In general, you give -tuples- a list of items 
and it produces a bundle of local macros in the 
caller's space, naming in turn all the possible singletons, 
all the possible pairs and so forth. Here I feed it -frog toad newt- 
and ask it to show what it is doing:
 
. tuples frog toad newt, display
tuple1: newt
tuple2: toad
tuple3: frog
tuple4: toad newt
tuple5: frog newt
tuple6: frog toad
tuple7: frog toad newt
 
Know that -frog toad newt- were not variables 
in memory. -tuples- tries a list to see if it 
is a varlist, but is happy if it is not. (Conversely 
you can insist on the varlist interpretation, or 
insist that no interpretation as varlist is allowed.) 

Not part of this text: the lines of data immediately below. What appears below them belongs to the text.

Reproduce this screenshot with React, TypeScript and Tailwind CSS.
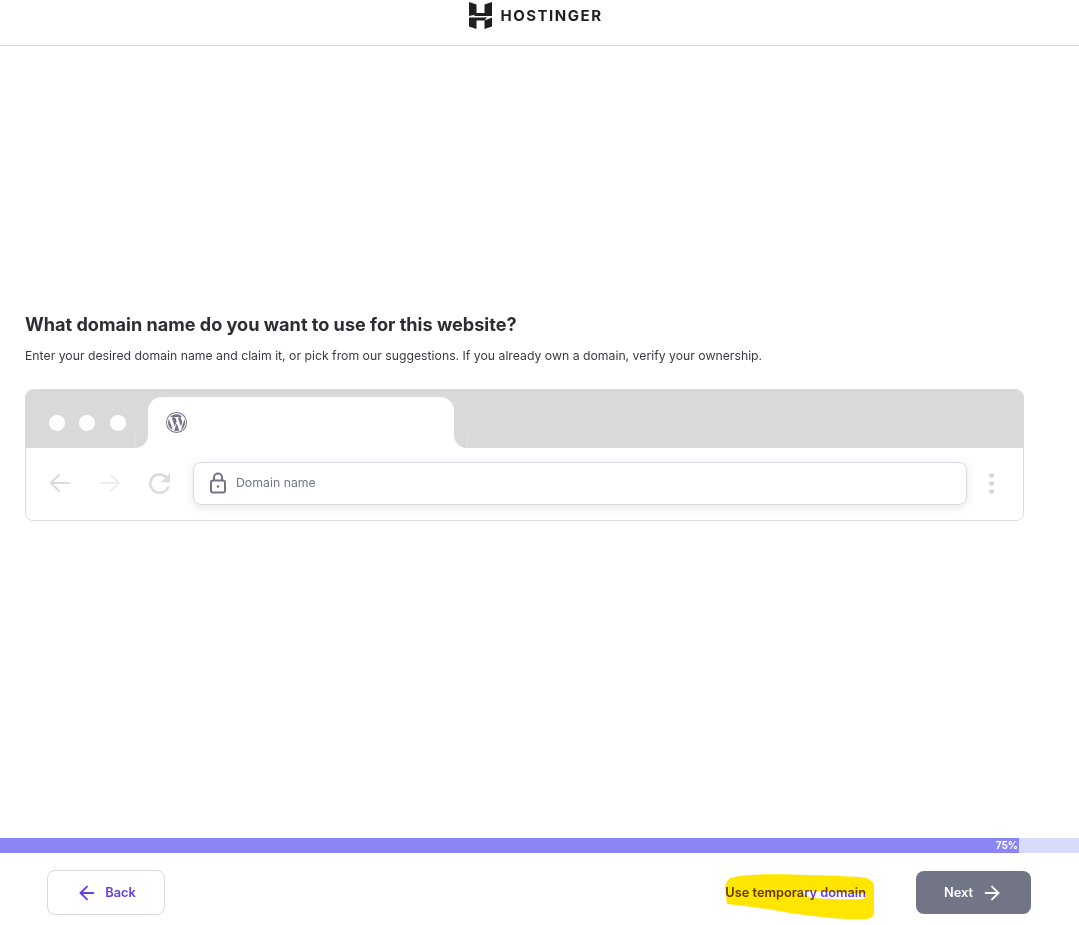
import { ArrowLeft, ArrowRight } from 'lucide-react';

function HostingerLogo() {
  return (
    <svg width="25" height="28" viewBox="0 0 25 28" fill="#1f1f1f">
      <path d="M1 1L8.500 3.500V13.500L1 15z" />
      <path d="M16.500 3.500L24 1V15H6L8.500 12H16.500z" />
      <path d="M1 16.500H19L16.500 19.500H8.500V28L1 25.500z" />
      <path d="M24 16.500V25.500L16.500 28V19.500z" />
    </svg>
  );
}

function WordpressIcon() {
  return (
    <svg width="23" height="23" viewBox="0 0 24 24" fill="#727586">
      <path fillRule="evenodd" d="M12 1a11 11 0 100 22 11 11 0 000-22zm0 1a10 10 0 110 20 10 10 0 010-20z" />
      <path d="M3.200 12a8.800 8.800 0 005 7.900L4 8.400A8.800 8.800 0 003.200 12zm14.700-.4c0-1.100-.4-1.800-.7-2.400-.4-.7-.8-1.300-.8-2 0-.8.6-1.500 1.400-1.500h.1A8.800 8.800 0 005.200 6.400h.6c.9 0 2.300-.1 2.300-.1.5 0 .5.700 0 .7 0 0-.5.100-1 .100l3.100 9.300 1.900-5.600-1.300-3.700c-.5 0-.9-.100-.9-.100-.5 0-.4-.800 0-.700 0 0 1.400.100 2.300.100.900 0 2.300-.100 2.300-.100.500 0 .5.700 0 .700 0 0-.5.100-1 .100l3.100 9.200.9-2.800c.4-1.200.6-2 .6-2.800zM12.200 12.900l-2.600 7.600a8.800 8.800 0 005.400-.100l-.1-.100zM19.800 7.900c0 .3.100.600.100 1 0 .900-.2 1.900-.7 3.200l-2.700 7.700A8.800 8.800 0 0019.800 7.900z" />
    </svg>
  );
}

function LockIcon() {
  return (
    <svg width="18" height="22" viewBox="0 0 18 22" fill="none" stroke="#727586" strokeWidth="2">
      <rect x="2" y="8.500" width="14" height="12" rx="2" />
      <path d="M5 8.500V5.500a4 4 0 018 0v3" />
      <circle cx="9" cy="14.500" r="1.300" fill="#727586" stroke="none" />
    </svg>
  );
}

function NavArrow({ flip, className }: { flip?: boolean; className: string }) {
  return (
    <svg
      width="22"
      height="22"
      viewBox="0 0 22 22"
      fill="none"
      stroke="currentColor"
      strokeWidth="2"
      className={className}
      style={flip ? { transform: 'scaleX(-1)' } : undefined}
    >
      <path d="M21 11H2M10.500 2.500L2 11l8.500 8.500" />
    </svg>
  );
}

function ReloadIcon() {
  return (
    <svg width="21" height="21" viewBox="4 4 16 16" fill="#dadce0" className="ml-[28px] shrink-0">
      <path d="M17.650 6.350A7.958 7.958 0 0012 4c-4.420 0-7.990 3.580-7.990 8s3.570 8 7.990 8c3.730 0 6.840-2.550 7.730-6h-2.080A5.990 5.990 0 0112 18c-3.310 0-6-2.690-6-6s2.690-6 6-6c1.660 0 3.140.690 4.220 1.780L13 11h7V4l-2.350 2.350z" />
    </svg>
  );
}

function Highlighter() {
  return (
    <svg
      className="absolute left-[-5px] top-[-13px] mix-blend-multiply pointer-events-none"
      width="156"
      height="50"
      viewBox="0 0 156 50"
      fill="#ffe600"
    >
      <path
        fillRule="evenodd"
        d="M10 8C30 3 60 4 90 5C115 6 135 6 146 8C152 10 154 13 154 17L154 42C154 47 150 49 145 49C125 50 100 47 70 43C50 39 25 36 7 34L5 17C6 13 8 10 10 8ZM80 21C100 22 125 22 146 24C146 26 146 27 143 29C125 30 105 29 95 28C88 27 83 24 80 21Z"
      />
    </svg>
  );
}

export default function App() {
  return (
    <div className="h-[925px] flex flex-col bg-white font-['Inter',sans-serif] overflow-hidden">
      {/* Header */}
      <header className="h-[46px] shrink-0 border-b border-[#d8dae0] flex justify-center pt-[1px]">
        <div className="flex items-start gap-[8px] ml-[-9px]">
          <HostingerLogo />
          <span className="text-[15px] leading-[30px] font-bold tracking-[1.5px] text-[#1f1f1f]">HOSTINGER</span>
        </div>
      </header>

      {/* Main */}
      <main className="flex-1 px-[25px] pt-[265px]">
        <h1 className="text-[18.1px] leading-[26px] font-bold text-[#2d2d33]">
          What domain name do you want to use for this website?
        </h1>
        <p className="mt-[10px] text-[12.25px] leading-[18px] text-[#3a3a42]">
          Enter your desired domain name and claim it, or pick from our suggestions. If you already own a domain, verify your ownership.
        </p>

        {/* Browser mock */}
        <div className="mt-[24px] w-[999px] h-[132px] rounded-[8px] border border-[#d8dae0] overflow-hidden">
          <div className="h-[58px] bg-[#d9d9d9] flex items-end pl-[23px]">
            <div className="flex gap-[14px] mb-[17px]">
              <span className="w-4 h-4 rounded-full bg-white" />
              <span className="w-4 h-4 rounded-full bg-white" />
              <span className="w-4 h-4 rounded-full bg-white ml-[1px]" />
            </div>
            <div className="relative ml-[22px] w-[306px] h-[51px] bg-white rounded-t-[14px] flex items-start pl-[17px] pt-[14px]">
              <WordpressIcon />
              {/* flared tab corners */}
              <div className="absolute left-[-14px] bottom-0 w-[14px] h-[14px] bg-white border-l border-[#e4e4e4]">
                <div className="w-full h-full bg-[#d9d9d9] rounded-br-[14px]" />
              </div>
              <div className="absolute right-[-14px] bottom-0 w-[14px] h-[14px] bg-white border-r border-[#e4e4e4]">
                <div className="w-full h-full bg-[#d9d9d9] rounded-bl-[14px]" />
              </div>
            </div>
          </div>
          <div className="h-[72px] bg-white flex items-center pl-[23px] pr-[29px] pb-[2px]">
            <NavArrow className="shrink-0 text-[#dadce0]" />
            <NavArrow flip className="ml-[28px] shrink-0 text-[#eceef0]" />
            <ReloadIcon />
            <div className="ml-[23px] flex-1 h-[43px] rounded-[8px] border border-[#d8dae0] shadow-[0_2px_10px_rgba(0,0,0,0.1)] flex items-center pl-[15px]">
              <LockIcon />
              <span className="ml-[9px] text-[12.3px] text-[#727586]">Domain name</span>
            </div>
            <div className="ml-[22px] flex flex-col gap-[3px]">
              <span className="w-[5px] h-[5px] rounded-full bg-[#d8dae0]" />
              <span className="w-[5px] h-[5px] rounded-full bg-[#d8dae0]" />
              <span className="w-[5px] h-[5px] rounded-full bg-[#d8dae0]" />
            </div>
          </div>
        </div>
      </main>

      {/* Progress */}
      <div className="h-[15px] shrink-0 bg-[#d8dcfa]">
        <div className="w-[1019px] h-full bg-[#8c85f8] flex items-center justify-end pr-[1px]">
          <span className="text-[10px] font-bold text-white">75%</span>
        </div>
      </div>

      {/* Footer */}
      <footer className="h-[72px] shrink-0 flex items-center justify-between pl-[47px] pr-[48px] pt-[7px]">
        <button className="w-[118px] h-[45px] rounded-[8px] border border-[#d8dae0] flex items-center justify-center gap-[7px] text-[12.8px] font-semibold text-[#673de6]">
          <ArrowLeft className="w-[22px] h-[22px]" strokeWidth={2} />
          Back
        </button>
        <div className="flex items-center gap-[50px]">
          <div className="relative text-[12.8px] font-semibold text-[#673de6]">
            Use temporary domain
            <Highlighter />
          </div>
          <button className="w-[115px] h-[43px] rounded-[8px] bg-[#727586] flex items-center justify-center gap-[8px] text-[12.8px] font-semibold text-white">
            Next
            <ArrowRight className="w-[22px] h-[22px]" strokeWidth={2} />
          </button>
        </div>
      </footer>
    </div>
  );
}
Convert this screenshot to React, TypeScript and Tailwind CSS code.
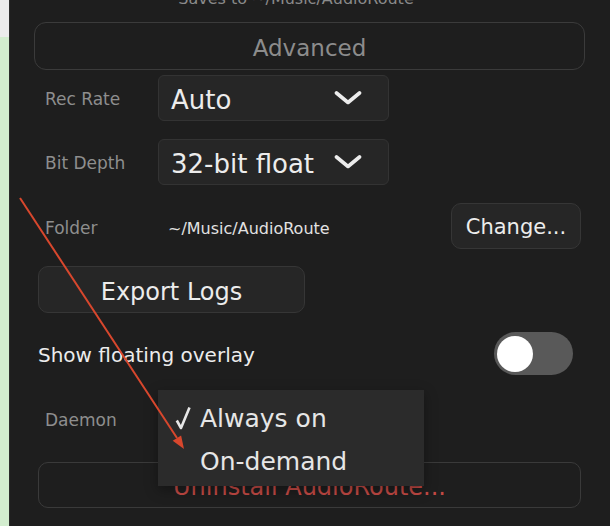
import type { ReactNode } from "react";

const font = { fontFamily: '"DejaVu Sans", "Liberation Sans", sans-serif' };

function Chevron() {
  return (
    <svg width="28" height="16" viewBox="0 0 28 16" className="shrink-0">
      <path d="M2.5 3 L14 12.5 L25.5 3" fill="none" stroke="#ececec" strokeWidth="3.6" strokeLinecap="round" strokeLinejoin="round" />
    </svg>
  );
}

function Check() {
  return (
    <svg width="16" height="24" viewBox="0 0 16 24" className="shrink-0">
      <path d="M1.8 14.5 L6 22 L14.5 1.5" fill="none" stroke="#e6e6e6" strokeWidth="2.6" strokeLinejoin="round" />
    </svg>
  );
}

function Field({ label, value, className = "" }: { label: string; value: string; className?: string }) {
  return (
    <div className={`flex h-[46px] items-center pl-[35px] ${className}`}>
      <span className="w-[113px] pt-[4px] text-[17px] text-[#8e8e8e]">{label}</span>
      <div className="flex h-[46px] w-[231px] items-center justify-between rounded-[6px] border border-[#333333] bg-[#262626] pl-[12px] pr-[26px]">
        <span className="pt-[4px] text-[26px] leading-none text-[#ececec]">{value}</span>
        <Chevron />
      </div>
    </div>
  );
}

function Button({ children, className = "" }: { children: ReactNode; className?: string }) {
  return (
    <div className={`flex items-center justify-center rounded-[10px] border border-[#363636] bg-[#262626] pt-[4px] text-[#ececec] ${className}`}>
      {children}
    </div>
  );
}

export default function App() {
  return (
    <div className="relative flex h-[526px] w-[610px] overflow-hidden bg-[#1e1e1e]" style={font}>
      <div className="flex w-[9px] shrink-0 flex-col">
        <div className="h-[37px] bg-[#ececec]" />
        <div className="flex-1 bg-[#d3edcf]" />
      </div>

      <div className="flex flex-1 flex-col border-l border-[#2c2c2c]">
        <p className="-mt-[11px] h-[20px] pr-[28px] text-center text-[16px] leading-[20px] text-[#8a8a8a]">
          Saves to ~/Music/AudioRoute
        </p>

        <div className="ml-[24px] mr-[25px] mt-[13px] flex h-[48px] items-center justify-center rounded-[12px] border border-[#3b3b3b] pt-[4px] text-[23px] text-[#8c8c8c]">
          Advanced
        </div>

        <Field label="Rec Rate" value="Auto" className="mt-[5px]" />
        <Field label="Bit Depth" value="32-bit float" className="mt-[18px]" />

        <div className="mt-[18px] flex h-[46px] items-center pl-[35px] pr-[29px]">
          <span className="w-[123px] pt-[5px] text-[17px] text-[#8e8e8e]">Folder</span>
          <span className="pt-[5px] text-[16px] text-[#e2e2e2]">~/Music/AudioRoute</span>
          <Button className="ml-auto h-[46px] w-[130px] text-[21px]">Change...</Button>
        </div>

        <div className="mt-[17px] pl-[28px]">
          <Button className="h-[47px] w-[267px] text-[24px]">Export Logs</Button>
        </div>

        <div className="mt-[19px] flex h-[43px] items-center justify-between pl-[28px] pr-[37px]">
          <span className="pt-[2px] text-[20px] text-[#ececec]">Show floating overlay</span>
          <div className="flex h-[43px] w-[79px] items-center rounded-full bg-[#595959] pl-[3px]">
            <div className="h-[36px] w-[36px] rounded-full bg-white" />
          </div>
        </div>

        <div className="mt-[21px] flex h-[46px] items-center pl-[35px]">
          <span className="pt-[3px] text-[17px] text-[#8e8e8e]">Daemon</span>
        </div>

        <div className="ml-[28px] mr-[29px] mt-[20px] flex h-[46px] items-center justify-center rounded-[10px] border border-[#3a3a3a] pt-[4px] text-[24px] text-[#c44a45]">
          Uninstall AudioRoute...
        </div>
      </div>

      <div className="absolute left-[158px] top-[390px] flex h-[96px] w-[266px] flex-col bg-[#2b2b2b] pt-[6px] shadow-[0_4px_12px_rgba(0,0,0,0.35)]">
        <div className="flex h-[43px] items-center whitespace-nowrap text-[25px] text-[#e6e6e6]">
          <span className="flex w-[42px] shrink-0 pl-[17px]">
            <Check />
          </span>
          <span className="pt-[2px]">Always on</span>
        </div>
        <div className="flex h-[43px] items-center whitespace-nowrap pl-[42px] pt-[2px] text-[25px] text-[#e6e6e6]">On-demand</div>
      </div>

      <svg className="pointer-events-none absolute inset-0" width="610" height="526">
        <line x1="20" y1="198" x2="177" y2="438" stroke="#d8472d" strokeWidth="2" />
        <polygon points="184,449 172.7,440.8 181.1,435.4" fill="#d8472d" />
      </svg>
    </div>
  );
}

For a slightly more serious example, let's us
imagine that our predictors are all car size variables: 

. sysuse auto
(1978 Automobile Data)
 
. tuples head trunk-length displacement, display
tuple1: displacement
tuple2: length
tuple3: weight
tuple4: trunk
tuple5: headroom
tuple6: length displacement
tuple7: weight displacement
tuple8: weight length
tuple9: trunk displacement
tuple10: trunk length
tuple11: trunk weight
tuple12: headroom displacement
tuple13: headroom length
tuple14: headroom weight
tuple15: headroom trunk
tuple16: weight length displacement
tuple17: trunk length displacement
tuple18: trunk weight displacement
tuple19: trunk weight length
tuple20: headroom length displacement
tuple21: headroom weight displacement
tuple22: headroom weight length
tuple23: headroom trunk displacement
tuple24: headroom trunk length
tuple25: headroom trunk weight
tuple26: trunk weight length displacement
tuple27: headroom weight length displacement
tuple28: headroom trunk length displacement
tuple29: headroom trunk weight displacement
tuple30: headroom trunk weight length
tuple31: headroom trunk weight length displacement
 
The results match standard facts from elementary 
combinatorics: 
 
. di comb(5,1) + comb(5,2) + comb(5,3) + comb(5,4) + comb(5,5)
31
 
. di 2^5 - 1
31
 
Now, I suggest, you have the main tool you really need, as
everything else is already possible through standard tools. 
 
Suppose you want to store regression R^2 and the predictor list 
in two variables. 
 
(1) initialise 
 
gen rsq = . 
gen predictors = "" 
 
(2) loop 

quietly forval i = 1/31 { 
 	regress mpg `tuple`i'' 
 	replace rsq = e(r2) in `i' 
 	replace predictors = "`tuple`i''" in `i' 
} 
 
(3) play 
 
Suppose you prefer to put stuff in a file: 
 
(1) initialise 

<set up file> 
 
(2) loop 
 
quietly forval i = 1/31 { 
 	regress mpg `tuple`i'' 
 	<post to file> 
} 
 
(3) play 
 
And so on. You can vary or complicate this arbitrarily, 
varying model commands, etc., etc. Note that the local 
macro tuple0 is not defined by -tuples-, so you can 
exploit its non-existence: 
 
quietly forval i = 0/31 { 
 	regress mpg `tuple`i'' 
 	... 
} 
 
`tuple0' evaluates to an empty string, so you can get 
results for a null model with no predictors if you want. 
Just don't try putting results in observation 0. 
 
The algorithm of -tuples- is more inefficient than 
it could be because I twist results to be sure that 
singletons, pairs, triples, ... are emitted in that 
sequence. Somebody might have a smarter way of doing that. 

-tuples- might have other applications beyond predictor choice. 

If you object to doing powers of 2 in your head, the number 
of tuples produced is itself produced in local macro -ntuples-. 

Some other wrinkles are discussed in the help file.